Problem details: Return the listing below exactly, with the pictures dropped.

Data segment:
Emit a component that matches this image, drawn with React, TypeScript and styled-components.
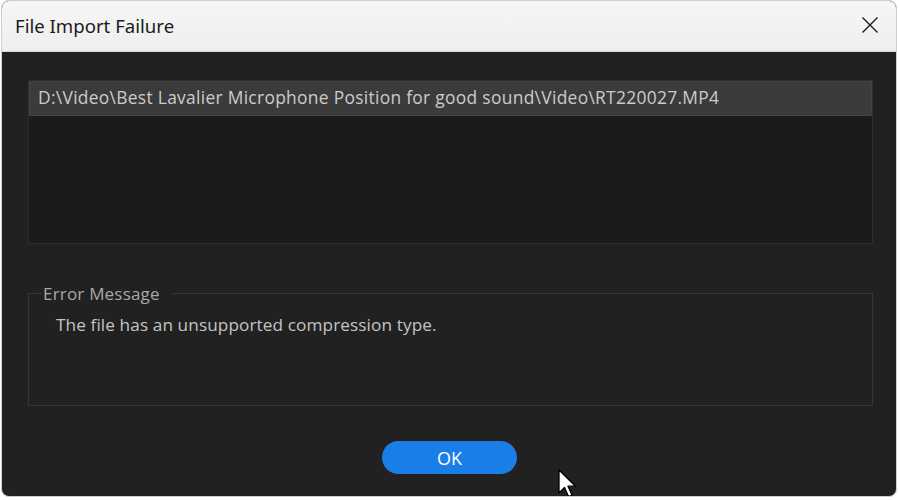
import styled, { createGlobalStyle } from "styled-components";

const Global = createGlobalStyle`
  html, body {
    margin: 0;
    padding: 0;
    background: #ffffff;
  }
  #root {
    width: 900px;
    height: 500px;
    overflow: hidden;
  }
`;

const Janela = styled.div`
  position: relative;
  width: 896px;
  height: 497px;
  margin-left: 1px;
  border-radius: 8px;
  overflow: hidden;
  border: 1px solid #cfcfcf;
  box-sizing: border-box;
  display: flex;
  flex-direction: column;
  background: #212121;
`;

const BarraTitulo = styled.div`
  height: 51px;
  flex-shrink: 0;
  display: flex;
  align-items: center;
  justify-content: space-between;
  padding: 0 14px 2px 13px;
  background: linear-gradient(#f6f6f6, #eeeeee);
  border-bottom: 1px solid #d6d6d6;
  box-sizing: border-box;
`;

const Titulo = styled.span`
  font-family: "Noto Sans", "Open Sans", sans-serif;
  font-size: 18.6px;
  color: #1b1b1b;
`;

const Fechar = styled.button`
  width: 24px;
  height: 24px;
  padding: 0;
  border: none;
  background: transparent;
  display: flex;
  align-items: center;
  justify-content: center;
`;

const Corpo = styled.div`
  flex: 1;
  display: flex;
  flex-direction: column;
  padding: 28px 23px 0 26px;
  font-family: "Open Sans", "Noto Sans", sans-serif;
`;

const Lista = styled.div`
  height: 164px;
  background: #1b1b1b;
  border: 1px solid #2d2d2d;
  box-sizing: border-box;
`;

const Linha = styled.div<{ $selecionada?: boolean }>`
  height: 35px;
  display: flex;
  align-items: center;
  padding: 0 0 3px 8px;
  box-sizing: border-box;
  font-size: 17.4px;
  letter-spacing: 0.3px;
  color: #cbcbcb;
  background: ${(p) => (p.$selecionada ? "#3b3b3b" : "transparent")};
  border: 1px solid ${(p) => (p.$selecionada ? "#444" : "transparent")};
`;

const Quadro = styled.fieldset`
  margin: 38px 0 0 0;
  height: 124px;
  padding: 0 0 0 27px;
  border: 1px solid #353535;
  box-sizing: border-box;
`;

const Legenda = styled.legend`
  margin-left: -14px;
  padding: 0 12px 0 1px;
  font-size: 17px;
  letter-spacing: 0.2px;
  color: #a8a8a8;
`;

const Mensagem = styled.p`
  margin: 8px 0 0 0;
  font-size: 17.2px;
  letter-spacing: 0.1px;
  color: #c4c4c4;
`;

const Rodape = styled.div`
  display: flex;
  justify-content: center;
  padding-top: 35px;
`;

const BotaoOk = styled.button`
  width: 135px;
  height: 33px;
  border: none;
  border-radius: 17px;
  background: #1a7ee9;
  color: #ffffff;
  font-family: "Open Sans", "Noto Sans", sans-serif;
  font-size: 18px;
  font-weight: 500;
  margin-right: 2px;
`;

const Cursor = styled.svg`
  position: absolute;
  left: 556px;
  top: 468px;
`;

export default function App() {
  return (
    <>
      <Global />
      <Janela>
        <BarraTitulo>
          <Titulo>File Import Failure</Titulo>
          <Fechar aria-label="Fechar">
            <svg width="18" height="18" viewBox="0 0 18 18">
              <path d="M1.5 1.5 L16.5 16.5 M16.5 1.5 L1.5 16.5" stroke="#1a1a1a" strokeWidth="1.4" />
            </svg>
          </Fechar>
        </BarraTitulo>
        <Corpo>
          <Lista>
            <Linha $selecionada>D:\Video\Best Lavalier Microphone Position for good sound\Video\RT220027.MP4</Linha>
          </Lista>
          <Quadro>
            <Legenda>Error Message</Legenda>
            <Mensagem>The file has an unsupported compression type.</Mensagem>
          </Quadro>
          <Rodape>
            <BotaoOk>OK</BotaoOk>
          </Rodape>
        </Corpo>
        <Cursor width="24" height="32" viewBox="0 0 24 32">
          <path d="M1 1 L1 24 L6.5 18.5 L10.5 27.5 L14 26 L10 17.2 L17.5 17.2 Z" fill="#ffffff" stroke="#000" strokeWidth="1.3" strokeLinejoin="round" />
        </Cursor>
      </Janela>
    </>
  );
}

Solution to the exercise:
Emit a component that matches this image, drawn with React, TypeScript and styled-components.
import styled, { createGlobalStyle } from "styled-components";

const Global = createGlobalStyle`
  html, body {
    margin: 0;
    padding: 0;
    background: #ffffff;
  }
  #root {
    width: 900px;
    height: 500px;
    overflow: hidden;
  }
`;

const Janela = styled.div`
  position: relative;
  width: 896px;
  height: 497px;
  margin-left: 1px;
  border-radius: 8px;
  overflow: hidden;
  border: 1px solid #cfcfcf;
  box-sizing: border-box;
  display: flex;
  flex-direction: column;
  background: #212121;
`;

const BarraTitulo = styled.div`
  height: 51px;
  flex-shrink: 0;
  display: flex;
  align-items: center;
  justify-content: space-between;
  padding: 0 14px 2px 13px;
  background: linear-gradient(#f6f6f6, #eeeeee);
  border-bottom: 1px solid #d6d6d6;
  box-sizing: border-box;
`;

const Titulo = styled.span`
  font-family: "Noto Sans", "Open Sans", sans-serif;
  font-size: 18.6px;
  color: #1b1b1b;
`;

const Fechar = styled.button`
  width: 24px;
  height: 24px;
  padding: 0;
  border: none;
  background: transparent;
  display: flex;
  align-items: center;
  justify-content: center;
`;

const Corpo = styled.div`
  flex: 1;
  display: flex;
  flex-direction: column;
  padding: 28px 23px 0 26px;
  font-family: "Open Sans", "Noto Sans", sans-serif;
`;

const Lista = styled.div`
  height: 164px;
  background: #1b1b1b;
  border: 1px solid #2d2d2d;
  box-sizing: border-box;
`;

const Linha = styled.div<{ $selecionada?: boolean }>`
  height: 35px;
  display: flex;
  align-items: center;
  padding: 0 0 3px 8px;
  box-sizing: border-box;
  font-size: 17.4px;
  letter-spacing: 0.3px;
  color: #cbcbcb;
  background: ${(p) => (p.$selecionada ? "#3b3b3b" : "transparent")};
  border: 1px solid ${(p) => (p.$selecionada ? "#444" : "transparent")};
`;

const Quadro = styled.fieldset`
  margin: 38px 0 0 0;
  height: 124px;
  padding: 0 0 0 27px;
  border: 1px solid #353535;
  box-sizing: border-box;
`;

const Legenda = styled.legend`
  margin-left: -14px;
  padding: 0 12px 0 1px;
  font-size: 17px;
  letter-spacing: 0.2px;
  color: #a8a8a8;
`;

const Mensagem = styled.p`
  margin: 8px 0 0 0;
  font-size: 17.2px;
  letter-spacing: 0.1px;
  color: #c4c4c4;
`;

const Rodape = styled.div`
  display: flex;
  justify-content: center;
  padding-top: 35px;
`;

const BotaoOk = styled.button`
  width: 135px;
  height: 33px;
  border: none;
  border-radius: 17px;
  background: #1a7ee9;
  color: #ffffff;
  font-family: "Open Sans", "Noto Sans", sans-serif;
  font-size: 18px;
  font-weight: 500;
  margin-right: 2px;
`;

const Cursor = styled.svg`
  position: absolute;
  left: 556px;
  top: 468px;
`;

export default function App() {
  return (
    <>
      <Global />
      <Janela>
        <BarraTitulo>
          <Titulo>File Import Failure</Titulo>
          <Fechar aria-label="Fechar">
            <svg width="18" height="18" viewBox="0 0 18 18">
              <path d="M1.5 1.5 L16.5 16.5 M16.5 1.5 L1.5 16.5" stroke="#1a1a1a" strokeWidth="1.4" />
            </svg>
          </Fechar>
        </BarraTitulo>
        <Corpo>
          <Lista>
            <Linha $selecionada>D:\Video\Best Lavalier Microphone Position for good sound\Video\RT220027.MP4</Linha>
          </Lista>
          <Quadro>
            <Legenda>Error Message</Legenda>
            <Mensagem>The file has an unsupported compression type.</Mensagem>
          </Quadro>
          <Rodape>
            <BotaoOk>OK</BotaoOk>
          </Rodape>
        </Corpo>
        <Cursor width="24" height="32" viewBox="0 0 24 32">
          <path d="M1 1 L1 24 L6.5 18.5 L10.5 27.5 L14 26 L10 17.2 L17.5 17.2 Z" fill="#ffffff" stroke="#000" strokeWidth="1.3" strokeLinejoin="round" />
        </Cursor>
      </Janela>
    </>
  );
}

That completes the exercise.